Glad the Arabs didn`t get any speaking parts otherwise we`d see some blacked up American actors going " By the beard of Allah we will wipe out the white man and all the other infidels and may they burn along with their ancestors "

Link to comment
Share on other sites

Glad the Arabs didn`t get any speaking parts otherwise we`d see some blacked up American actors going " By the beard of Allah we will wipe out the white man and all the other infidels and may they burn along with their ancestors "

I Say - this sounds like abit of a jolly. Is Bernard Breslaw in it as one of the Arab types? :P

Link to comment
Share on other sites

Carry On Sergeant!...................

Link to comment
Share on other sites

Best bit for me had to be the soldier who climbed the palm tree and then goes "look, I see something - looks like sunlight glinting off a rifle barrel...BANG!" :D

Link to comment
Share on other sites

I recorded it and watched it later in the day. What a disappointment! I had thought it was another Victor McLaglen film of this type that I wouldn't have minded watching again.

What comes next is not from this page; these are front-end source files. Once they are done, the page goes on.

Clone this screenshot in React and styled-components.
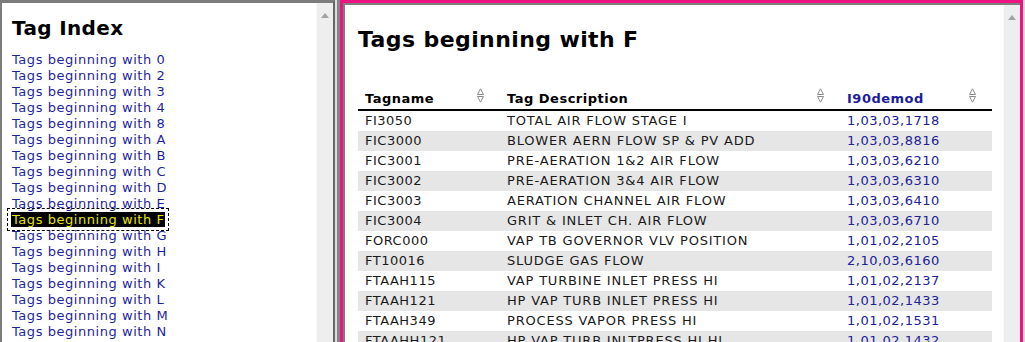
import React from "react";
import styled, { createGlobalStyle } from "styled-components";

const letters = [
  "0", "2", "3", "4", "8", "A", "B", "C", "D", "E", "F", "G", "H", "I",
  "K", "L", "M", "N",
];

const rows = [
  ["FI3050", "TOTAL AIR FLOW STAGE I", "1,03,03,1718"],
  ["FIC3000", "BLOWER AERN FLOW SP & PV ADD", "1,03,03,8816"],
  ["FIC3001", "PRE-AERATION 1&2 AIR FLOW", "1,03,03,6210"],
  ["FIC3002", "PRE-AERATION 3&4 AIR FLOW", "1,03,03,6310"],
  ["FIC3003", "AERATION CHANNEL AIR FLOW", "1,03,03,6410"],
  ["FIC3004", "GRIT & INLET CH. AIR FLOW", "1,03,03,6710"],
  ["FORC000", "VAP TB GOVERNOR VLV POSITION", "1,01,02,2105"],
  ["FT10016", "SLUDGE GAS FLOW", "2,10,03,6160"],
  ["FTAAH115", "VAP TURBINE INLET PRESS HI", "1,01,02,2137"],
  ["FTAAH121", "HP VAP TURB INLET PRESS HI", "1,01,02,1433"],
  ["FTAAH349", "PROCESS VAPOR PRESS HI", "1,01,02,1531"],
  ["FTAAHH121", "HP VAP TURB INLTPRESS HI HI", "1,01,02,1432"],
];

const columns = [
  { label: "Tagname", width: 142 },
  { label: "Tag Description", width: 340 },
  { label: "I90demod", width: 152, link: true },
];

const SortIcon = () => (
  <SortSvg width="7" height="15" viewBox="0 0 7 15">
    <polygon points="3.5,0.8 6.5,6.5 0.5,6.5" fill="none" stroke="#8c8c8c" strokeWidth="1" />
    <polygon points="0.5,8.5 6.5,8.5 3.5,14.2" fill="none" stroke="#8c8c8c" strokeWidth="1" />
  </SortSvg>
);

const Scroll = () => (
  <Scrollbar>
    <svg width="8" height="5" viewBox="0 0 8 5">
      <polygon points="4,0 8,5 0,5" fill="#a3a3a3" />
    </svg>
  </Scrollbar>
);

export default function App() {
  return (
    <>
      <GlobalStyle />
      <Window>
        {/* left frame: tag index */}
        <LeftFrame>
          <Pane $pad="13px 0 0 10px">
            <IndexTitle>Tag Index</IndexTitle>
            <LinkList>
              {letters.map((l) => (
                <LinkLine key={l}>
                  <TagLink href="#" $active={l === "F"}>
                    Tags beginning with {l}
                  </TagLink>
                </LinkLine>
              ))}
            </LinkList>
          </Pane>
          <Scroll />
        </LeftFrame>
        <Splitter />
        {/* right frame: tag table */}
        <RightFrame>
          <Inset>
            <Pane $pad="22px 0 0 13px">
              <PageTitle>Tags beginning with F</PageTitle>
              <Table>
                <thead>
                  <tr>
                    {columns.map((c) => (
                      <HeadCell key={c.label} style={{ width: c.width }}>
                        <HeadInner>
                          <HeadLabel $link={c.link}>{c.label}</HeadLabel>
                          <SortIcon />
                        </HeadInner>
                      </HeadCell>
                    ))}
                  </tr>
                </thead>
                <tbody>
                  {rows.map((r, i) => (
                    <Row key={r[0]} $striped={i % 2 === 1}>
                      <Cell>{r[0]}</Cell>
                      <Cell $wide>{r[1]}</Cell>
                      <Cell $number>{r[2]}</Cell>
                    </Row>
                  ))}
                </tbody>
              </Table>
            </Pane>
            <Scroll />
          </Inset>
        </RightFrame>
      </Window>
    </>
  );
}

// - Styled Components - //
const GlobalStyle = createGlobalStyle`
  html, body {
    margin: 0;
    padding: 0;
    overflow: hidden;
    background: #d6d6d6;
  }
  body {
    font-family: "DejaVu Sans", "Liberation Sans", sans-serif;
  }
`;

const Window = styled.div`
  display: flex;
  width: 1025px;
  height: 342px;
  overflow: hidden;
  background: #d6d6d6;
`;

const LeftFrame = styled.div`
  display: flex;
  flex-shrink: 0;
  width: 335px;
  box-sizing: border-box;
  border-top: 3px solid #7c7c7c;
  border-left: 2px solid #7c7c7c;
  border-right: 2px solid #666;
  background: #fff;
`;

const Splitter = styled.div`
  width: 5px;
  flex-shrink: 0;
  box-sizing: border-box;
  border-left: 2px solid #dcdcdc;
  background: #858585;
`;

const RightFrame = styled.div`
  display: flex;
  flex-shrink: 0;
  width: 683px;
  box-sizing: border-box;
  border: 3px solid #ee1282;
  border-bottom: none;
`;

const Inset = styled.div`
  display: flex;
  flex: 1;
  min-width: 0;
  border-top: 2px solid #7e7e7e;
  border-left: 2px solid #7e7e7e;
  background: #fff;
`;

const Pane = styled.div`
  flex: 1;
  min-width: 0;
  padding: ${(p) => p.$pad};
  overflow: hidden;
  background: #fff;
`;

const Scrollbar = styled.div`
  width: 17px;
  flex-shrink: 0;
  box-sizing: border-box;
  display: flex;
  justify-content: center;
  align-items: flex-start;
  padding-top: 10px;
  background: #eeeeee;
  border-left: 1px solid #f9f9f9;
`;

const IndexTitle = styled.h1`
  margin: 0;
  font-size: 20px;
  line-height: 24px;
  font-weight: bold;
  letter-spacing: 0.35px;
  color: #000;
`;

const LinkList = styled.div`
  margin-top: 11px;
`;

const LinkLine = styled.div`
  height: 16px;
  line-height: 16px;
  white-space: nowrap;
`;

const TagLink = styled.a`
  font-size: 13px;
  letter-spacing: 0.55px;
  text-decoration: none;
  color: ${(p) => (p.$active ? "#e6e600" : "#1f1fa0")};
  background: ${(p) => (p.$active ? "#000" : "transparent")};
  outline: ${(p) => (p.$active ? "1px dashed #000" : "none")};
  outline-offset: 3px;
  padding: 0 1px;
  margin-left: -1px;
`;

const PageTitle = styled.h1`
  margin: 0 0 36px;
  font-size: 22px;
  line-height: 26px;
  font-weight: bold;
  letter-spacing: 0.4px;
  color: #000;
`;

const Table = styled.table`
  width: 634px;
  table-layout: fixed;
  border-collapse: collapse;
  font-size: 13px;
  letter-spacing: 0.5px;
`;

const HeadCell = styled.th`
  box-sizing: border-box;
  height: 20px;
  padding: 0 16px 0 7px;
  border-bottom: 2px solid #000;
  text-align: left;
  vertical-align: top;
`;

const HeadInner = styled.div`
  display: flex;
  justify-content: space-between;
  align-items: flex-start;
`;

const HeadLabel = styled.span`
  line-height: 20px;
  font-weight: bold;
  color: ${(p) => (p.$link ? "#1c1c9c" : "#000")};
`;

const SortSvg = styled.svg`
  display: block;
  margin-top: -1px;
`;

const Row = styled.tr`
  background: ${(p) => (p.$striped ? "#e6e6e6" : "#fff")};
`;

const Cell = styled.td`
  box-sizing: border-box;
  height: 20px;
  padding: 0 7px;
  line-height: 20px;
  white-space: nowrap;
  overflow: hidden;
  letter-spacing: ${(p) => (p.$wide ? "0.8px" : "0.5px")};
  color: ${(p) => (p.$number ? "#21219a" : "#1a1a1a")};
`;
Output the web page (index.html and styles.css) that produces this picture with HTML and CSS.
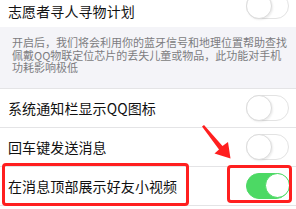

I tried to bear in mind that it was made in 1934, so let's be generous and say that it set an early (low) standard on which subsequent films improved.

The extended conversations attempting to establish the personalities of the soldiers irritated me, and at one stage McLaglen (I think) stares out into the desert and says he wishes something would move. Like the plot, I thought.

Surprising to see that John Ford was the director and that the musical score (which I found grating) won an Oscar.

Moonraker

Link to comment
Share on other sites

After posting the above, I checked the review in

http://www.imdb.com/title/tt0025423/

and saw that 338 people had given the film an average score of 7.2 out of 10; I gave it 4, and this was nearly a 3.

I gather the soldiers' equipment was authentic, unlike in some Hollywood films of the British Army (eg "Gunga Din").

Moonraker

Link to comment
Share on other sites

Guest IMDB Fan
After posting the above, I checked the review in

http://www.imdb.com/title/tt0025423/

and saw that 338 people had given the film an average score of 7.2 out of 10; I gave it 4, and this was nearly a 3.

Moonraker

Strangely enough the one thing I find hardest to do is award a film marks out of ten . No doubt THE LOST PATROL was entertaining in 1934 but has badly dated to the point of being unwatchable now . Do I judge it from a 1934 perspective or one from 2005/6 ?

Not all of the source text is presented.